Projection du nombre de personnes exposées à une inondation côtière sur une échéance de 100 ans.
Projection du nombre de personnes exposées à une inondation côtière sur une échéance de 100 ans. © Giec

Dans ce rapport, le GIEC souligne notamment l’importance de la nature, non seulement pour réduire les risques climatiques mais aussi pour améliorer la vie des gens. "Des écosystèmes sains sont plus résistants au changement climatique et fournissent des services essentiels à la vie tels que la nourriture et l’eau potable", indique Hans-Otto Pörtner, coprésident du groupe de travail II du GIEC. 

"En restaurant les écosystèmes dégradés et en conservant de manière efficace et équitable 30 à 50% des habitats terrestres, océaniques et d’eau douce de la planète, la société peut bénéficier de la capacité de la nature à absorber et à stocker le carbone. Nous pouvons accélérer les progrès vers le développement durable, mais un financement et un soutien politique adéquats sont essentiels."

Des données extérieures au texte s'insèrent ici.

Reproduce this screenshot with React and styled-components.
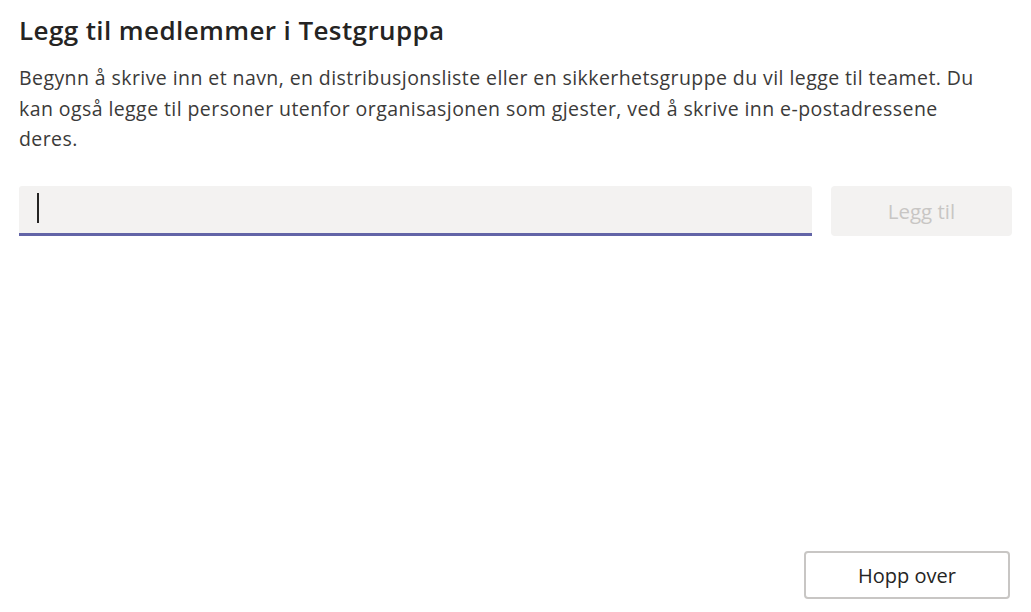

A contrario, les scientifiques soulignent que le changement climatique est accentué par l’utilisation non durable des ressources naturelles, l’urbanisation croissante, les inégalités sociales, ainsi que par les pertes et les dommages causés par les phénomènes extrêmes.

Une courte fenêtre d’action

"Notre évaluation montre clairement que pour relever ces différents défis, tout le monde – gouvernements, secteur privé, société civile – doit travailler ensemble pour donner la priorité à la réduction des risques, ainsi qu’à l’équité et à la justice, dans la prise de décision et dans les investissements", déclare Debra Roberts, coprésidente du groupe de travail II du GIEC.

"De cette manière, il est possible de concilier différents intérêts, valeurs et visions du monde. En réunissant le savoir-faire scientifique et technologique ainsi que les connaissances autochtones et locales, les solutions seront plus efficaces", continue Debra Roberts. "Si l’on ne parvient pas à mettre en place un développement durable et résilient au changement climatique, l’avenir sera sous-optimal pour les populations et la nature."

"Les preuves scientifiques sont sans équivoque", conclut Hans-Otto Pörtner. "Le changement climatique menace le bien-être humain et la santé de la planète. Tout nouveau retard dans l’action mondiale commune nous fera passer à côté d’une brève fenêtre d’action, qui se referme rapidement, pour garantir un avenir vivable."